Administration: Optimizing Queries

Query Plans

Optimizing Queries

The basic optimization of a query with Omnidex has six main steps. Most of the time, following these steps is enough to insure that the query performs well.

Step 1. Understand the data model

Omnidex has different indexing approaches based on the data model. Be sure to understand the parent-child relationships of tables by following their primary and foreign constraints. For more complex databases, it is often useful to diagram the data model.
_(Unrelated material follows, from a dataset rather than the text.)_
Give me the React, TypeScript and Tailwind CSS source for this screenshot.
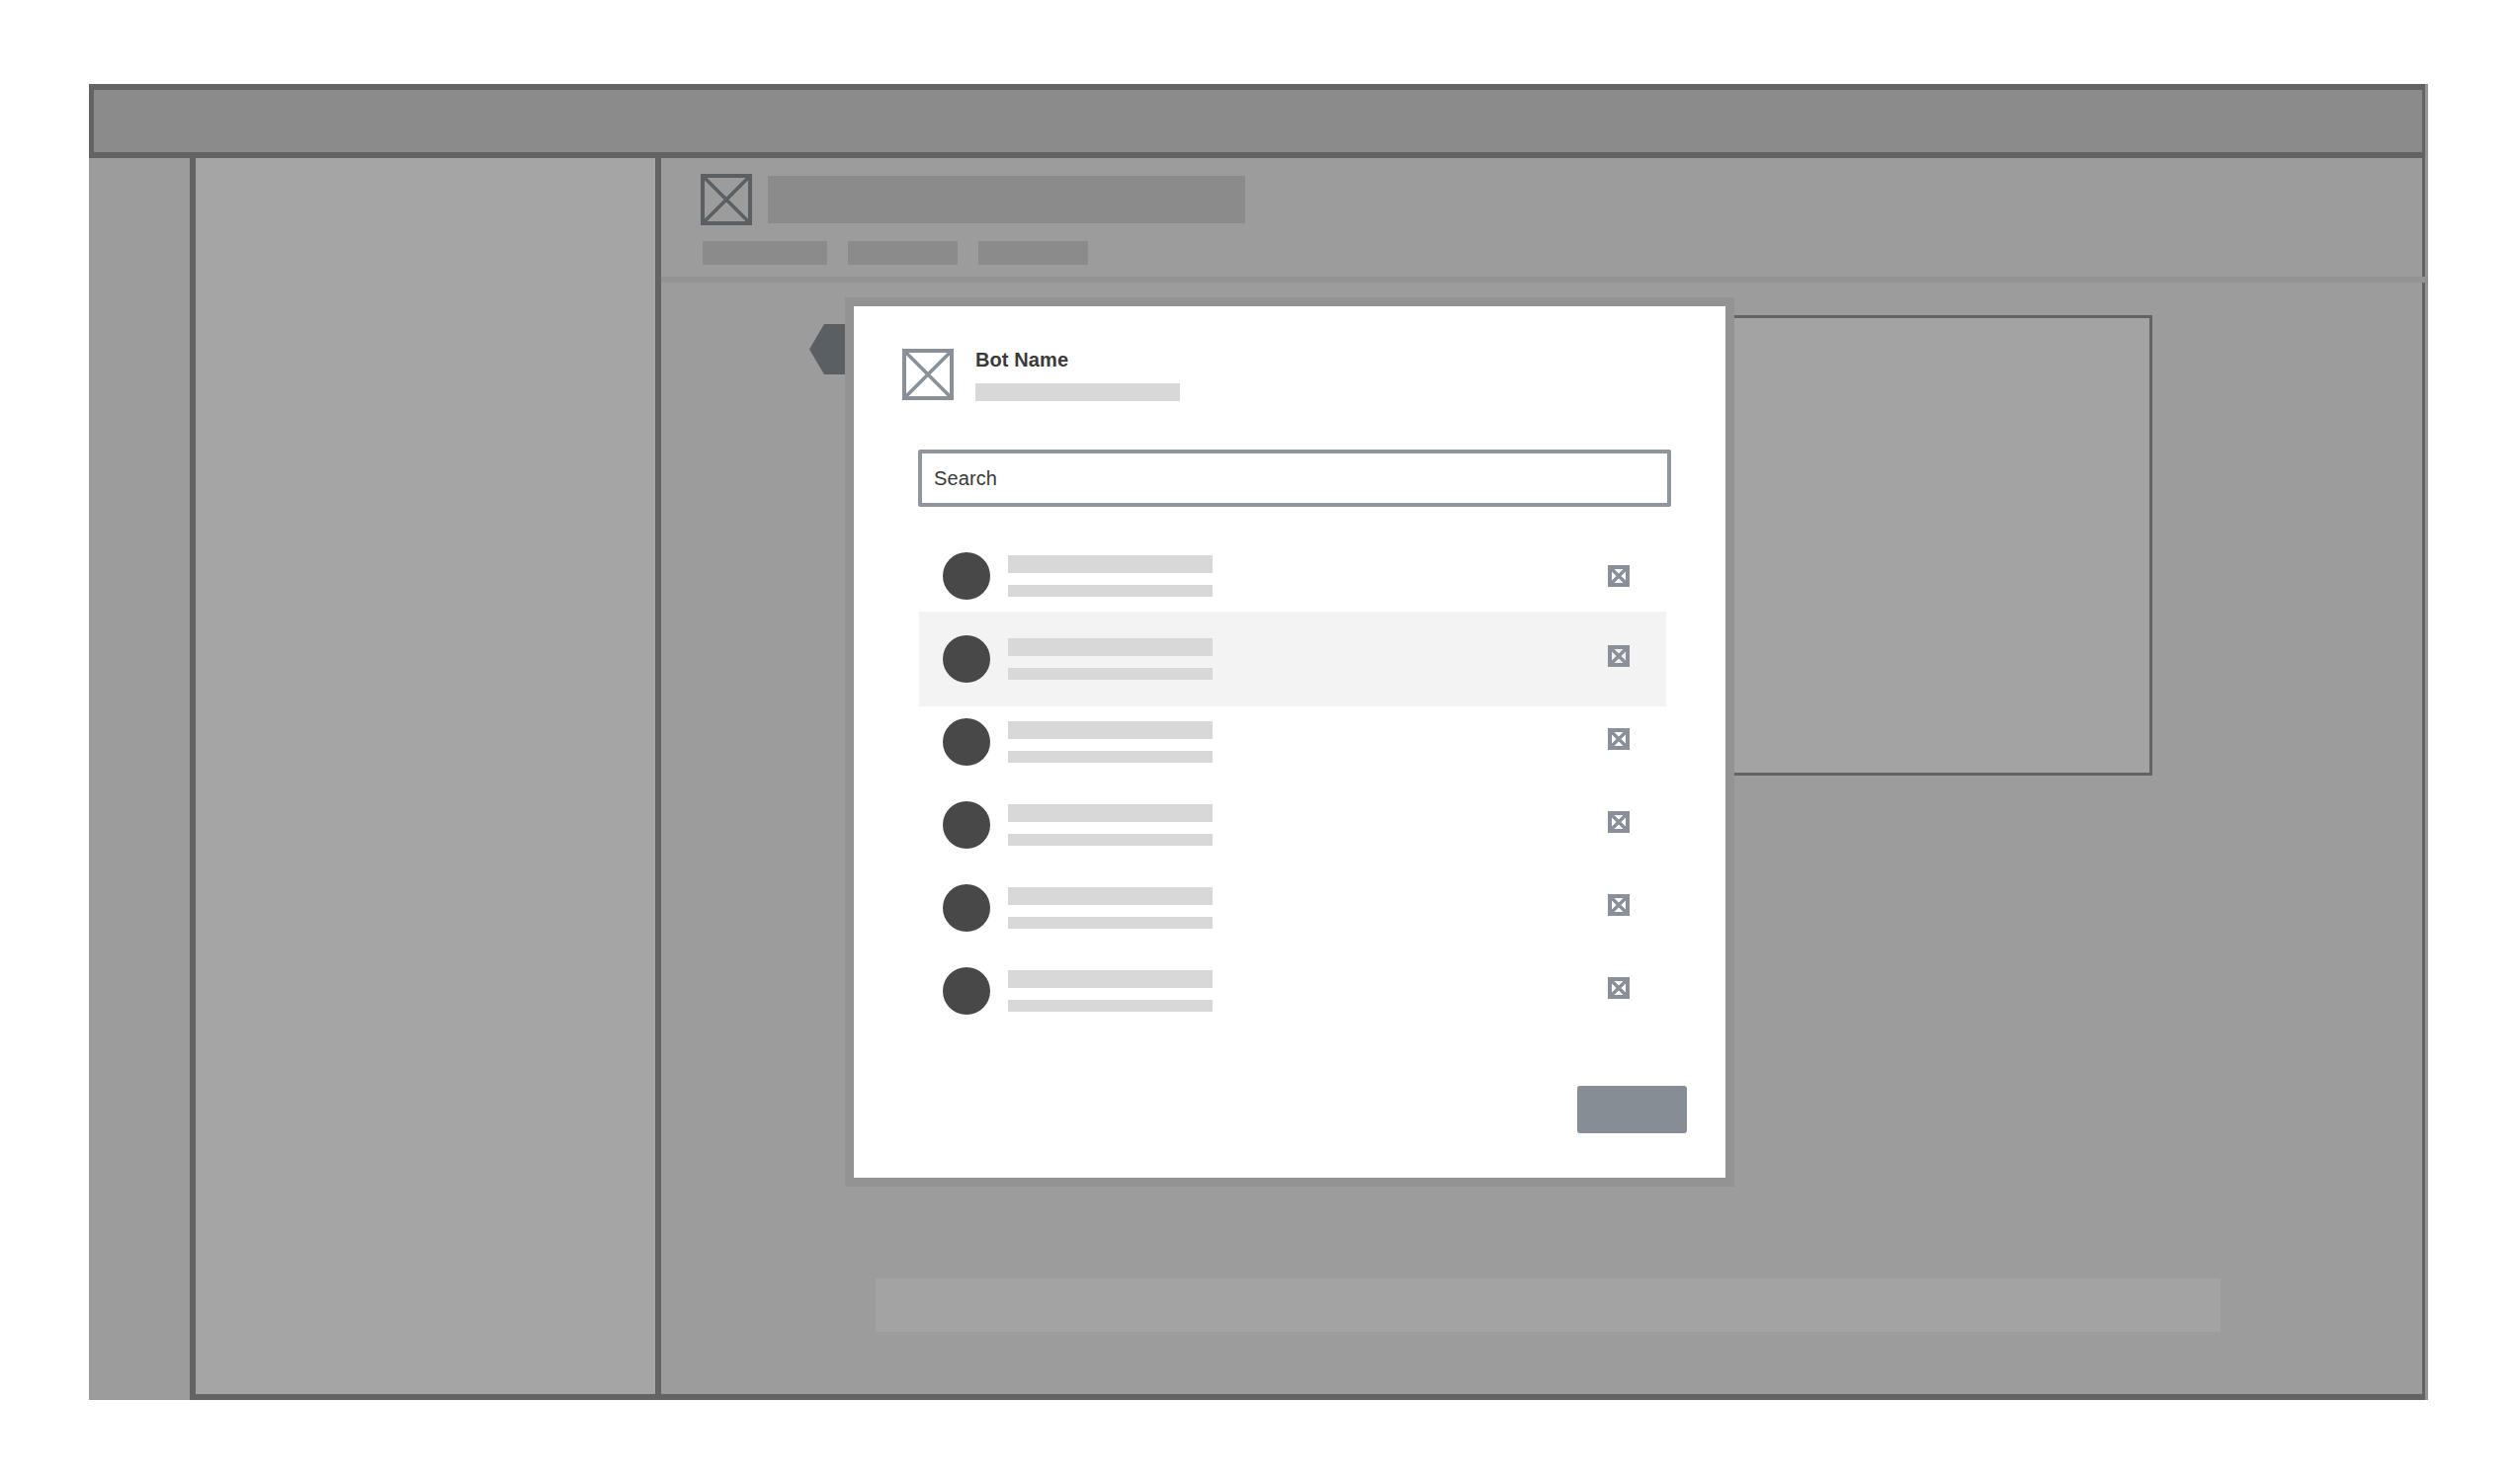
const rows = [
  { iconShift: "" },
  { iconShift: "mb-[6px]", active: true },
  { iconShift: "mb-[6px]" },
  { iconShift: "mb-[6px]" },
  { iconShift: "mb-[6px]" },
  { iconShift: "mb-[6px]" },
]

function CrossBox({ size, stroke, cross, color }: { size: number; stroke: number; cross: number; color: string }) {
  const inset = stroke / 2
  return (
    <svg width={size} height={size} viewBox={`0 0 ${size} ${size}`} className="shrink-0">
      <rect x={inset} y={inset} width={size - stroke} height={size - stroke} fill="none" stroke={color} strokeWidth={stroke} />
      <path d={`M${inset} ${inset}L${size - inset} ${size - inset}M${size - inset} ${inset}L${inset} ${size - inset}`} stroke={color} strokeWidth={cross} />
    </svg>
  )
}

function Row({ iconShift, active }: { iconShift: string; active?: boolean }) {
  return (
    <div className={`ml-[66px] w-[756px] flex items-center pl-[24px] pr-[37px] ${active ? "h-[96px] -my-[6px] bg-[#f3f3f3]" : "h-[84px]"}`}>
      <div className="w-[48px] h-[48px] rounded-full bg-[#484848] shrink-0" />
      <div className="ml-[18px] w-[207px] flex flex-col gap-[12px]">
        <div className="h-[18px] bg-[#d8d8d8]" />
        <div className="h-[12px] bg-[#d8d8d8]" />
      </div>
      <div className={`ml-auto ${iconShift}`}>
        <CrossBox size={22} stroke={4} cross={3.5} color="#8a9099" />
      </div>
    </div>
  )
}

export default function App() {
  return (
    <div className="w-[2550px] h-[1500px] bg-white pt-[85px] pl-[90px] font-['Liberation_Sans',Arial,sans-serif]">
      <div className="w-[2367px] h-[1332px] flex flex-col bg-[#969696]">
        <div className="h-[75px] mr-[3px] shrink-0 bg-[#8b8b8b] border-y-[6px] border-l-[5px] border-r-[3px] border-[#636363]" />
        <div className="flex flex-1 min-h-0">
          <div className="w-[102px] shrink-0 bg-[#9c9c9c]" />
          <div className="w-[477px] shrink-0 bg-[#a5a5a5] border-x-[6px] border-b-[6px] border-[#636363]" />
          <div className="relative flex-1 flex flex-col">
            <div className="h-[120px] mr-[3px] shrink-0 bg-[#9c9c9c] border-r-[3px] border-[#636363] pl-[40px] pt-[16px]">
              <div className="flex items-center">
                <CrossBox size={52} stroke={4} cross={3.5} color="#5a5f63" />
                <div className="ml-[16px] w-[483px] h-[48px] bg-[#8b8b8b]" />
              </div>
              <div className="flex mt-[16px] ml-[2px] gap-[21px]">
                <div className="w-[126px] h-[24px] bg-[#8b8b8b]" />
                <div className="w-[111px] h-[24px] bg-[#8b8b8b]" />
                <div className="w-[111px] h-[24px] bg-[#8b8b8b]" />
              </div>
            </div>
            <div className="h-[6px] shrink-0 bg-[#939393]" />
            <div className="flex-1 mr-[3px] bg-[#9c9c9c] border-r-[3px] border-b-[6px] border-[#636363] pt-[33px]">
              <div className="ml-[1031px] w-[478px] h-[466px] bg-[#a3a3a3] border-[3px] border-[#636363]" />
              <div className="ml-[217px] mt-[509px] w-[1361px] h-[54px] bg-[#a3a3a3]" />
            </div>

            <svg width="36" height="51" viewBox="0 0 36 51" className="absolute left-[150px] top-[168px]">
              <path d="M15 0H36V51H15L0 25.5Z" fill="#5a5f63" />
            </svg>

            <div className="absolute left-[195px] top-[150px] w-[882px] h-[882px] bg-white shadow-[0_0_0_9px_#939393] pt-[43px]">
              <div className="flex ml-[49px]">
                <CrossBox size={52} stroke={4} cross={3.5} color="#8a9099" />
                <div className="ml-[22px]">
                  <div className="text-[20px] leading-[23px] font-bold tracking-[0.1px] text-[#3a3a3a]">Bot Name</div>
                  <div className="mt-[12px] w-[207px] h-[18px] bg-[#d8d8d8]" />
                </div>
              </div>
              <div className="ml-[65px] mt-[49px] w-[762px] h-[58px] border-[4px] border-[#8f959d] rounded-[2px] pl-[12px] flex items-center text-[20px] leading-[23px] tracking-[0.1px] text-[#3a3a3a]">
                Search
              </div>
              <div className="mt-[28px]">
                {rows.map((row, i) => (
                  <Row key={i} iconShift={row.iconShift} active={row.active} />
                ))}
              </div>
              <div className="ml-[732px] mt-[54px] w-[111px] h-[48px] rounded-[3px] bg-[#878d95]" />
            </div>
          </div>
        </div>
      </div>
    </div>
  )
}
Step 2. Understand the cardinalities

For obvious reasons, Omnidex performance is affected by the cardinality of the table, meaning the number of rows in the table. This is especially true when large tables need to be joined together. Omnidex performance is also affected by the cardinality of the columns, meaning the number of unique values in the column. For example, columns with cardinalities of 32 or less are good candidates for Omnidex Bitmap indexes.

Step 3. Generate a query plan for the query

The query plan is the key to understanding the performance of the query. A quick look at the warnings and notes in the Summary section provides clues for optimizing the query, and the Details provide a clear understanding of what is actually happening when the query is processed.

This sample query has been run an a database with no Omnidex indexing at all. Moreover, this is a database of raw data files, and so there is no indexing in the underlying database, either.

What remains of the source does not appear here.